Ist nur gut, dass ich heute auch darüber schmunzeln kann :o)

Liebe Grüsse,
Maya

 Isaban (20.02.08)
Leicht, locker und flüssig zu lesen, ein angenehmer Erzählstil und eine nette Anekdote, gut beschriebene Situation.

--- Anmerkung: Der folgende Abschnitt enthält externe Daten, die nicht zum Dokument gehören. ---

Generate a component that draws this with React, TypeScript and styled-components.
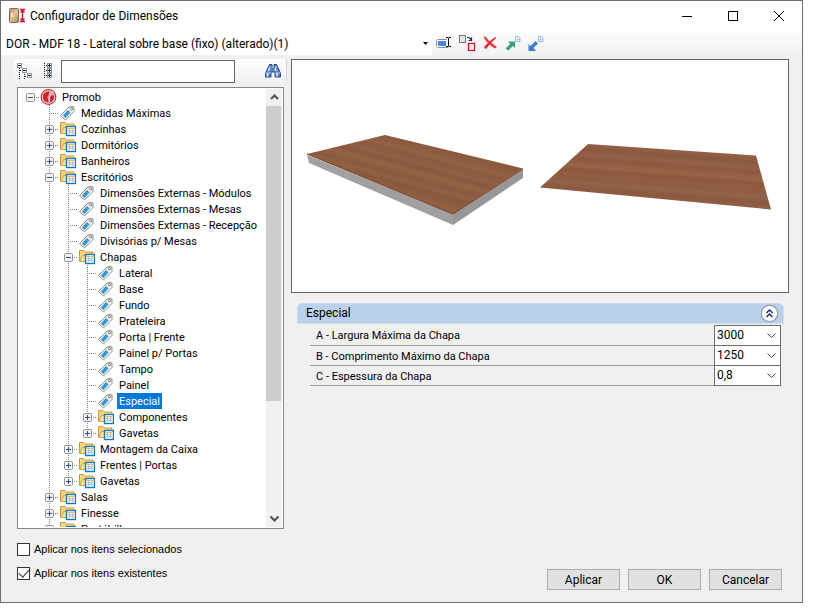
import React from "react";
import styled, { createGlobalStyle, css } from "styled-components";

const uiFont = 'Roboto, "Liberation Sans", Arial, sans-serif';
const wideFont = '"Liberation Sans", Arial, sans-serif';
const titleFont = 'Roboto, "Open Sans", sans-serif';

const GlobalStyle = createGlobalStyle`
  * { box-sizing: border-box; }
  body { margin: 0; background: #fff; font-family: ${uiFont}; font-size: 11px; color: #000; }
  button, input, select { font: inherit; color: inherit; margin: 0; }
  svg { display: block; flex: none; }
`;

const Window = styled.div`
  display: flex;
  flex-direction: column;
  height: calc(100vh - 8px);
  min-height: 440px;
  margin-right: 11px;
  border: 1px solid #6e6e6e;
  background: #f0f0f0;
`;

const TitleBar = styled.header`
  display: flex;
  align-items: center;
  height: 30px;
  flex: none;
  padding-left: 8px;
  background: #fff;
`;

const Title = styled.h1`
  flex: 1;
  margin: 0 0 0 3px;
  font: 400 12px/16px ${titleFont};
  white-space: nowrap;
`;

const CaptionButton = styled.button`
  display: grid;
  place-items: center;
  width: 46px;
  height: 30px;
  padding: 0;
  border: 0;
  background: transparent;
`;

const ItemBar = styled.div`
  display: flex;
  align-items: center;
  height: 24px;
  flex: none;
  background: linear-gradient(#fcfcfc, #f1f1f1);
  border-radius: 0 3px 3px 0;
`;

const ItemPicker = styled.button`
  display: flex;
  align-items: center;
  width: 431px;
  height: 23px;
  padding: 1px 4px 0 5px;
  border: 0;
  background: #fff;
  font: 400 12px/16px ${titleFont};
  text-align: left;
  white-space: nowrap;
  span { flex: 1; }
`;

const ToolGroup = styled.div`
  display: flex;
  gap: 7px;
  padding-left: 4px;
`;

const ToolButton = styled.button`
  display: grid;
  place-items: center;
  width: 16px;
  height: 18px;
  padding: 0;
  border: 0;
  background: transparent;
`;

const Body = styled.main`
  display: flex;
  flex: 1;
  min-height: 0;
  gap: 4px;
  padding: 4px 13px 0;
`;

const Sidebar = styled.section`
  display: flex;
  flex-direction: column;
  width: 273px;
  flex: none;
`;

const SearchBar = styled.div`
  display: flex;
  align-items: center;
  height: 24px;
  flex: none;
  margin-bottom: 4px;
  padding: 0 5px 0 3px;
  border-right: 1px solid #d6d6d6;
  border-radius: 3px;
  background: linear-gradient(#fdfdfd, #f1f1f1);
`;

const SearchTools = styled.div`
  display: flex;
  gap: 9px;
  width: 44px;
`;

const SearchField = styled.input`
  width: 174px;
  height: 23px;
  margin-right: auto;
  padding: 0 4px;
  border: 1px solid #646464;
  background: #fff;
  outline: 0;
`;

const TreeBox = styled.div`
  display: flex;
  flex: 1;
  min-height: 0;
  margin: 0 3px;
  padding: 1px;
  border: 1px solid #828790;
  background: #fff;
`;

const TreeList = styled.ul`
  flex: 1;
  min-width: 0;
  margin: 0;
  padding: 0 0 0 2px;
  overflow: hidden;
  list-style: none;
`;

const TreeRow = styled.li`
  display: flex;
  align-items: center;
  height: 16px;
  white-space: nowrap;
`;

type GuideKind = "none" | "through" | "branch" | "end" | "root";
const vDots = "repeating-linear-gradient(#808080 0 1px, transparent 1px 2px)";
const hDots = "repeating-linear-gradient(90deg, #808080 0 1px, transparent 1px 2px)";

const Guide = styled.span<{ $kind: GuideKind }>`
  display: grid;
  place-items: center;
  width: 19px;
  height: 16px;
  flex: none;
  ${({ $kind }) =>
    $kind === "root" &&
    css`
      background: ${hDots} 9px 8px / 10px 1px no-repeat;
    `}
  ${({ $kind }) =>
    $kind === "through" &&
    css`
      background: ${vDots} 9px 0 / 1px 16px no-repeat;
    `}
  ${({ $kind }) =>
    $kind === "branch" &&
    css`
      background: ${vDots} 9px 0 / 1px 16px no-repeat, ${hDots} 9px 8px / 10px 1px no-repeat;
    `}
  ${({ $kind }) =>
    $kind === "end" &&
    css`
      background: ${vDots} 9px 0 / 1px 8px no-repeat, ${hDots} 9px 8px / 10px 1px no-repeat;
    `}
`;

const Expander = styled.button`
  display: block;
  width: 9px;
  height: 9px;
  padding: 0;
  border: 0;
  background: transparent;
`;

const NodeIcon = styled.span`
  display: flex;
  align-items: center;
  width: 20px;
  height: 16px;
  flex: none;
`;

const NodeLabel = styled.span<{ $selected?: boolean }>`
  height: 16px;
  padding: 2px 2px 0;
  line-height: 14px;
  color: ${({ $selected }) => ($selected ? "#fff" : "#000")};
  background: ${({ $selected }) => ($selected ? "#0078d7" : "transparent")};
`;

const ScrollTrack = styled.div`
  display: flex;
  flex-direction: column;
  width: 16px;
  flex: none;
  background: #f0f0f0;
`;

const ScrollArrow = styled.button`
  display: grid;
  place-items: center;
  height: 17px;
  flex: none;
  padding: 0;
  border: 0;
  background: transparent;
`;

const ScrollRun = styled.div`
  flex: 1;
`;

const ScrollThumb = styled.div`
  height: 73%;
  margin-right: 1px;
  background: #cdcdcd;
`;

const Details = styled.section`
  display: flex;
  flex-direction: column;
  flex: 1;
  min-width: 0;
`;

const Preview = styled.figure`
  height: 234px;
  flex: none;
  margin: 0;
  border: 1px solid #646464;
  background: #fff;
  svg { width: 100%; height: 100%; }
`;

const Group = styled.section`
  margin: 10px 5px 0 6px;
`;

const GroupHeader = styled.header`
  display: flex;
  align-items: center;
  justify-content: space-between;
  height: 21px;
  padding: 0 5px 0 8px;
  border: 1px solid #cfdeef;
  border-radius: 5px 5px 0 0;
  background: #b9d1ea;
`;

const GroupTitle = styled.h2`
  margin: 0;
  padding-bottom: 1px;
  font-size: 12px;
  font-weight: 400;
  line-height: 16px;
`;

const CollapseButton = styled.button`
  display: grid;
  place-items: center;
  width: 17px;
  height: 17px;
  padding: 0;
  border: 1px solid #9a9ea6;
  border-radius: 50%;
  background: #fff;
  box-shadow: 0 0 1px #777;
`;

const Fields = styled.div`
  margin: 1px 3px 0 13px;
`;

const Field = styled.div`
  display: flex;
  align-items: stretch;
  height: 20px;
  border-bottom: 1px solid #9a9a9a;
  &:first-child { height: 21px; }
`;

const FieldLabel = styled.label`
  flex: 1;
  align-self: center;
  padding: 1px 0 0 6px;
`;

const SelectFrame = styled.div`
  display: flex;
  align-items: center;
  width: 67px;
  margin-bottom: -1px;
  padding-right: 4px;
  border: solid #6e6e6e;
  border-width: 0 1px 1px;
  background: #fff;
  ${Field}:first-child & { border-top-width: 1px; }
`;

const Select = styled.select`
  flex: 1;
  min-width: 0;
  height: 18px;
  padding: 0 0 2px 2px;
  border: 0;
  outline: 0;
  appearance: none;
  background: transparent;
  font-size: 12px;
`;

const Footer = styled.footer`
  display: flex;
  justify-content: space-between;
  align-items: flex-end;
  height: 73px;
  flex: none;
  padding: 0 20px 12px 16px;
`;

const Checks = styled.div`
  display: flex;
  flex-direction: column;
  gap: 8px;
  padding-bottom: 9px;
  font-family: ${wideFont};
`;

const Check = styled.label`
  display: flex;
  align-items: center;
  gap: 4px;
  height: 16px;
`;

const CheckInput = styled.input`
  display: grid;
  place-items: center;
  appearance: none;
  width: 13px;
  height: 13px;
  border: 1px solid #333;
  background: #fff;
  &:checked::after {
    content: "";
    width: 5px;
    height: 9px;
    border: solid #333;
    border-width: 0 1px 1px 0;
    transform: translateY(-1px) rotate(42deg);
  }
`;

const Actions = styled.div`
  display: flex;
  gap: 8px;
`;

const ActionButton = styled.button`
  width: 73px;
  height: 21px;
  padding: 0;
  border: 1px solid #adadad;
  background: #e1e1e1;
  font-size: 12px;
  line-height: 18px;
`;

const AppIcon = () => (
  <svg width="18" height="18" viewBox="0 0 18 18">
    <defs>
      <linearGradient id="door" x1="0" y1="0" x2="1" y2="1">
        <stop offset="0" stopColor="#b59067" />
        <stop offset=".5" stopColor="#dfc091" />
        <stop offset="1" stopColor="#a98258" />
      </linearGradient>
    </defs>
    <rect x=".5" y="1.5" width="9" height="14" rx="1" fill="url(#door)" stroke="#8b6b49" />
    <path d="M3 6v4" stroke="#f6f6f6" strokeWidth="1.5" />
    <path d="M11 2.500h5M11 14.500h5M13.500 3.500v10M11.500 5.500l2-2 2 2M11.500 11.500l2 2 2-2" fill="none" stroke="#df0b2c" strokeWidth="1.300" />
  </svg>
);

const RenameIcon = () => (
  <svg width="16" height="16" viewBox="0 0 16 16">
    <path d="M11 4.500H1.500l-1 1v6l1 1H12.500" fill="#fff" stroke="#8794a8" />
    <rect x="2" y="6" width="8" height="5" fill="#4a85ea" />
    <path d="M10 2.500h2l.500.500.500-.500h2M12.500 3v8M10 11.500h2l.500-.500.500.500h2" fill="none" stroke="#111" />
  </svg>
);

const ReplaceIcon = () => (
  <svg width="16" height="18" viewBox="0 0 16 18">
    <rect x=".5" y="1.500" width="6" height="7" fill="#e4e4e4" stroke="#777" />
    <path d="M8 3.500h2l2 2M12.500 3.500v3H9.500" fill="none" stroke="#17276d" strokeWidth="1.200" />
    <rect x="9.500" y="9.500" width="6" height="7" fill="#f4f4f4" stroke="#e60012" strokeWidth="1.200" />
  </svg>
);

const DeleteIcon = () => (
  <svg width="16" height="16" viewBox="0 0 16 16">
    <path d="M1.500 2l2-.500C6 5.500 10 8.500 15 12l-2 1.500C8 10.500 4 7 1.500 2z" fill="#f23a3e" />
    <path d="M14.500 2.500l-1-.500C9 5 5 8.500 2 12l1 1.800 1.500-.3C7 10 10 6.500 14.500 2.500z" fill="#ee2329" />
  </svg>
);

const PageGlyph = () => (
  <path d="M10.500 2.500h3l1.500 1.500v3.500h-4.500zM12 5.500h2" fill="#e3eeff" stroke="#9dbbe8" />
);

const ExportIcon = () => (
  <svg width="16" height="18" viewBox="0 0 16 18">
    <PageGlyph />
    <path d="M3 7.500H10V14L7.700 12 3.500 16.500.5 14.500 5.200 10z" fill="#2fa47c" />
  </svg>
);

const ImportIcon = () => (
  <svg width="16" height="18" viewBox="0 0 16 18">
    <PageGlyph />
    <path d="M.500 17V10l2 2L7.500 7l2.500 2.500L5.500 14 8 17z" fill="#3a7fd0" />
  </svg>
);

const BoxGlyph = ({ x, y, plus }: { x: number; y: number; plus?: boolean }) => (
  <g fill="none">
    <rect x={x + 0.5} y={y + 0.5} width="4" height="4" fill="#fff" stroke="#8a97ab" />
    <path d={`M${x + 1} ${y + 2.5}h3${plus ? `M${x + 2.5} ${y + 1}v3` : ""}`} stroke="#222" />
  </g>
);

const ExpandTreeIcon = () => (
  <svg width="16" height="18" viewBox="0 0 16 18">
    <path d="M2.500 6v11M3 8.500h3M7.500 12v5M8 14.500h3" fill="none" stroke="#111" strokeDasharray="1 1" />
    <BoxGlyph x={0} y={1} />
    <BoxGlyph x={5} y={6} />
    <BoxGlyph x={10} y={11} />
  </svg>
);

const CollapseTreeIcon = () => (
  <svg width="16" height="18" viewBox="0 0 16 18">
    <path d="M2.500 1v16M4 3.500h1M4 8.500h1M4 13.500h1" stroke="#111" strokeDasharray="1 1" />
    <BoxGlyph x={5} y={1} plus />
    <BoxGlyph x={5} y={6} plus />
    <BoxGlyph x={5} y={11} plus />
  </svg>
);

const BinocularsIcon = () => (
  <svg width="16" height="16" viewBox="0 0 16 16">
    <path d="M3 4.500L4.500 1.500H7v3l1 1 1-1v-3h2.500L13 4.500l2.500 6v3.500h-5.500V9H6v5H.500v-3.500z" fill="#5685c6" stroke="#24468b" />
    <path d="M2.500 10v3.500M4.500 5l-1 3M12 10v3.500M10.500 5v3" stroke="#e7f2ff" strokeWidth="1.500" />
    <path d="M3.500 4h3M9.500 4h3M1 10h5M10 10h5" stroke="#b3c9e8" />
  </svg>
);

const PromobIcon = () => (
  <svg width="17" height="16" viewBox="0 0 17 16">
    <circle cx="8.500" cy="8" r="7.300" fill="#fff" stroke="#d3232e" strokeWidth="1.200" />
    <circle cx="8.500" cy="8" r="5.800" fill="#cf202c" />
    <path d="M9 3l3-.500 2 3-1 1.500-2-.500-1.500 1.500 1 2-1.500 3.500L8 13l.500-3L7 8.500 8.500 6z" fill="#fff" fillOpacity=".45" />
    <path d="M11.500 3.500l-2 1.500 1 1.500-1.500 2 .500 4.500" fill="none" stroke="#fff" />
  </svg>
);

const TagIcon = () => (
  <svg width="17" height="16" viewBox="0 0 17 16">
    <path d="M1.500 10.500l8.500-8.500 4.500-.500.500.500v4.500L6.500 15z" fill="#f4f4f4" stroke="#8c8c8c" />
    <path d="M4 10.500l5-5.500 2.500 2.500-5 5.500z" fill="#238bc9" />
    <path d="M5.500 9l2.500 2M7.500 6.500l2.500 2.500" stroke="#77c2ec" />
    <circle cx="12.500" cy="3.800" r="1.200" fill="#fff" stroke="#777" />
  </svg>
);

const FolderIcon = () => (
  <svg width="17" height="16" viewBox="0 0 17 16">
    <path d="M1.500 12.500V1.500H6L7.500 3H15v5" fill="#f9d57c" stroke="#d59a36" />
    <path d="M2 12.500L4.500 6.500H15v6z" fill="#ffe39a" stroke="#d9a23f" />
    <rect x="7.500" y="5.500" width="9" height="9" fill="#fff" stroke="#137ab8" strokeWidth="1.400" />
    <path d="M9 7.500h6" stroke="#f1b843" />
    <path d="M9 9.500h6M9 11.500h6M10.500 8v5M13.500 8v5" stroke="#a9c4e0" />
  </svg>
);

const ExpanderGlyph = ({ open }: { open: boolean }) => (
  <svg width="9" height="9" viewBox="0 0 9 9">
    <rect x=".5" y=".5" width="8" height="8" rx="1" fill="#f4f4f4" stroke="#919191" />
    <path d={open ? "M2 4.500h5" : "M2 4.500h5M4.500 2v5"} stroke="#2f4f93" />
  </svg>
);

const Chevron = ({ up, bold }: { up?: boolean; bold?: boolean }) => (
  <svg width="9" height="7" viewBox="0 0 9 7">
    <path d={up ? "M1 5l3.500-3.500L8 5" : "M.500 1.500L4.500 5.500l4-4"} fill="none" stroke="#505050" strokeWidth={bold ? 2 : 1} />
  </svg>
);

const BoardsDrawing = () => (
  <svg viewBox="0 0 496 232" role="img" aria-label="Chapa">
    <defs>
      <linearGradient id="grainA" gradientUnits="userSpaceOnUse" x1="100" y1="80" x2="88" y2="124" spreadMethod="repeat">
        <stop offset="0" stopColor="#8d5b3f" />
        <stop offset=".12" stopColor="#936143" />
        <stop offset=".2" stopColor="#8c5a3f" />
        <stop offset=".35" stopColor="#916043" />
        <stop offset=".42" stopColor="#89573c" />
        <stop offset=".55" stopColor="#946244" />
        <stop offset=".7" stopColor="#8b593e" />
        <stop offset=".8" stopColor="#926042" />
        <stop offset=".88" stopColor="#8a583d" />
        <stop offset="1" stopColor="#8d5b3f" />
      </linearGradient>
      <linearGradient id="grainB" gradientUnits="userSpaceOnUse" x1="360" y1="84" x2="357" y2="124" spreadMethod="repeat">
        <stop offset="0" stopColor="#8d5c41" />
        <stop offset=".1" stopColor="#936247" />
        <stop offset=".25" stopColor="#8b593f" />
        <stop offset=".4" stopColor="#926045" />
        <stop offset=".5" stopColor="#8c5940" />
        <stop offset=".68" stopColor="#966446" />
        <stop offset=".78" stopColor="#8b583e" />
        <stop offset=".9" stopColor="#915e43" />
        <stop offset="1" stopColor="#8d5c41" />
      </linearGradient>
    </defs>
    <path d="M15 95L161 154V165L17 103z" fill="#a0a0a0" />
    <path d="M161 154L231 109V118L161 165z" fill="#979797" />
    <path d="M15 94L93 75L231 108.500L161 154z" fill="url(#grainA)" />
    <path d="M15 94L161 154L231 109" fill="none" stroke="#7a4128" />
    <path d="M296 84L464 95.500L479 149.500L248 127.500z" fill="url(#grainB)" />
  </svg>
);

type NodeKind = "root" | "folder" | "tag";
interface TreeNode {
  label: string;
  kind: NodeKind;
  children?: TreeNode[];
  selected?: boolean;
}

const tag = (label: string, selected = false): TreeNode => ({ label, kind: "tag", selected });
const folder = (label: string, children?: TreeNode[]): TreeNode => ({ label, kind: "folder", children });

const tree: TreeNode = {
  label: "Promob",
  kind: "root",
  children: [
    tag("Medidas Máximas"),
    folder("Cozinhas"),
    folder("Dormitórios"),
    folder("Banheiros"),
    folder("Escritórios", [
      tag("Dimensões Externas - Módulos"),
      tag("Dimensões Externas - Mesas"),
      tag("Dimensões Externas - Recepção"),
      tag("Divisórias p/ Mesas"),
      folder("Chapas", [
        tag("Lateral"),
        tag("Base"),
        tag("Fundo"),
        tag("Prateleira"),
        tag("Porta | Frente"),
        tag("Painel p/ Portas"),
        tag("Tampo"),
        tag("Painel"),
        tag("Especial", true),
        folder("Componentes"),
        folder("Gavetas"),
      ]),
      folder("Montagem da Caixa"),
      folder("Frentes | Portas"),
      folder("Gavetas"),
    ]),
    folder("Salas"),
    folder("Finesse"),
    folder("Portábille"),
  ],
};

const icons: Record<NodeKind, () => React.JSX.Element> = {
  root: PromobIcon,
  folder: FolderIcon,
  tag: TagIcon,
};

function Branch({ node, guides, last }: { node: TreeNode; guides: GuideKind[]; last: boolean }) {
  const Icon = icons[node.kind];
  const isRoot = node.kind === "root";
  const childGuides: GuideKind[] = [...guides, isRoot || last ? "none" : "through"];
  return (
    <>
      <TreeRow role="treeitem" aria-selected={!!node.selected}>
        {guides.map((kind, i) => (
          <Guide key={i} $kind={kind} />
        ))}
        <Guide $kind={isRoot ? "root" : last ? "end" : "branch"}>
          {node.kind !== "tag" && (
            <Expander type="button" aria-label={node.label}>
              <ExpanderGlyph open={!!node.children} />
            </Expander>
          )}
        </Guide>
        <NodeIcon>
          <Icon />
        </NodeIcon>
        <NodeLabel $selected={node.selected}>{node.label}</NodeLabel>
      </TreeRow>
      {node.children?.map((child, i, all) => (
        <Branch key={child.label} node={child} guides={childGuides} last={i === all.length - 1} />
      ))}
    </>
  );
}

const fields = [
  { id: "largura", label: "A - Largura Máxima da Chapa", value: "3000" },
  { id: "comprimento", label: "B - Comprimento Máximo da Chapa", value: "1250" },
  { id: "espessura", label: "C - Espessura da Chapa", value: "0,8" },
];

const tools = [
  { label: "Renomear", Icon: RenameIcon },
  { label: "Substituir", Icon: ReplaceIcon },
  { label: "Excluir", Icon: DeleteIcon },
  { label: "Exportar", Icon: ExportIcon },
  { label: "Importar", Icon: ImportIcon },
];

export default function App() {
  return (
    <>
      <GlobalStyle />
      <Window>
        <TitleBar>
          <AppIcon />
          <Title>Configurador de Dimensões</Title>
          <CaptionButton aria-label="Minimizar">
            <svg width="10" height="10"><path d="M0 5.500h10" stroke="#000" /></svg>
          </CaptionButton>
          <CaptionButton aria-label="Maximizar">
            <svg width="10" height="10"><rect x=".5" y=".5" width="9" height="9" fill="none" stroke="#000" /></svg>
          </CaptionButton>
          <CaptionButton aria-label="Fechar">
            <svg width="10" height="10"><path d="M0 0l10 10M10 0L0 10" stroke="#000" /></svg>
          </CaptionButton>
        </TitleBar>

        <ItemBar>
          <ItemPicker type="button">
            <span>DOR - MDF 18 - Lateral sobre base (fixo) (alterado)(1)</span>
            <svg width="5" height="3"><path d="M0 0h5L2.500 3z" /></svg>
          </ItemPicker>
          <ToolGroup>
            {tools.map(({ label, Icon }) => (
              <ToolButton key={label} type="button" aria-label={label}>
                <Icon />
              </ToolButton>
            ))}
          </ToolGroup>
        </ItemBar>

        <Body>
          <Sidebar>
            <SearchBar>
              <SearchTools>
                <ToolButton type="button" aria-label="Expandir tudo"><ExpandTreeIcon /></ToolButton>
                <ToolButton type="button" aria-label="Recolher tudo"><CollapseTreeIcon /></ToolButton>
              </SearchTools>
              <SearchField type="text" aria-label="Pesquisar" />
              <ToolButton type="button" aria-label="Localizar"><BinocularsIcon /></ToolButton>
            </SearchBar>
            <TreeBox>
              <TreeList role="tree">
                <Branch node={tree} guides={[]} last />
              </TreeList>
              <ScrollTrack>
                <ScrollArrow type="button" aria-label="Rolar para cima"><Chevron up bold /></ScrollArrow>
                <ScrollRun><ScrollThumb /></ScrollRun>
                <ScrollArrow type="button" aria-label="Rolar para baixo"><Chevron bold /></ScrollArrow>
              </ScrollTrack>
            </TreeBox>
          </Sidebar>

          <Details>
            <Preview><BoardsDrawing /></Preview>
            <Group>
              <GroupHeader>
                <GroupTitle>Especial</GroupTitle>
                <CollapseButton type="button" aria-label="Recolher grupo">
                  <svg width="9" height="9" viewBox="0 0 9 9">
                    <path d="M1.500 4l3-3 3 3M1.500 8l3-3 3 3" fill="none" stroke="#1c3766" strokeWidth="1.500" />
                  </svg>
                </CollapseButton>
              </GroupHeader>
              <Fields>
                {fields.map((field) => (
                  <Field key={field.id}>
                    <FieldLabel htmlFor={field.id}>{field.label}</FieldLabel>
                    <SelectFrame>
                      <Select id={field.id} defaultValue={field.value}>
                        <option>{field.value}</option>
                      </Select>
                      <Chevron />
                    </SelectFrame>
                  </Field>
                ))}
              </Fields>
            </Group>
          </Details>
        </Body>

        <Footer>
          <Checks>
            <Check><CheckInput type="checkbox" />Aplicar nos itens selecionados</Check>
            <Check><CheckInput type="checkbox" defaultChecked />Aplicar nos itens existentes</Check>
          </Checks>
          <Actions>
            <ActionButton type="button">Aplicar</ActionButton>
            <ActionButton type="button">OK</ActionButton>
            <ActionButton type="button">Cancelar</ActionButton>
          </Actions>
        </Footer>
      </Window>
    </>
  );
}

Wer von uns hat nicht ein paar kleine Peinlichkeiten gespeichert, die einem immer wieder mal in den Kopf kommen?

Gern gelesen, Maya.

Liebe Grüße,
Sabine

 Maya_Gähler schrieb daraufhin am 21.02.08:
Hallo Sabine,
herzlichen Dank für deinen freundlichen Kommentar :o)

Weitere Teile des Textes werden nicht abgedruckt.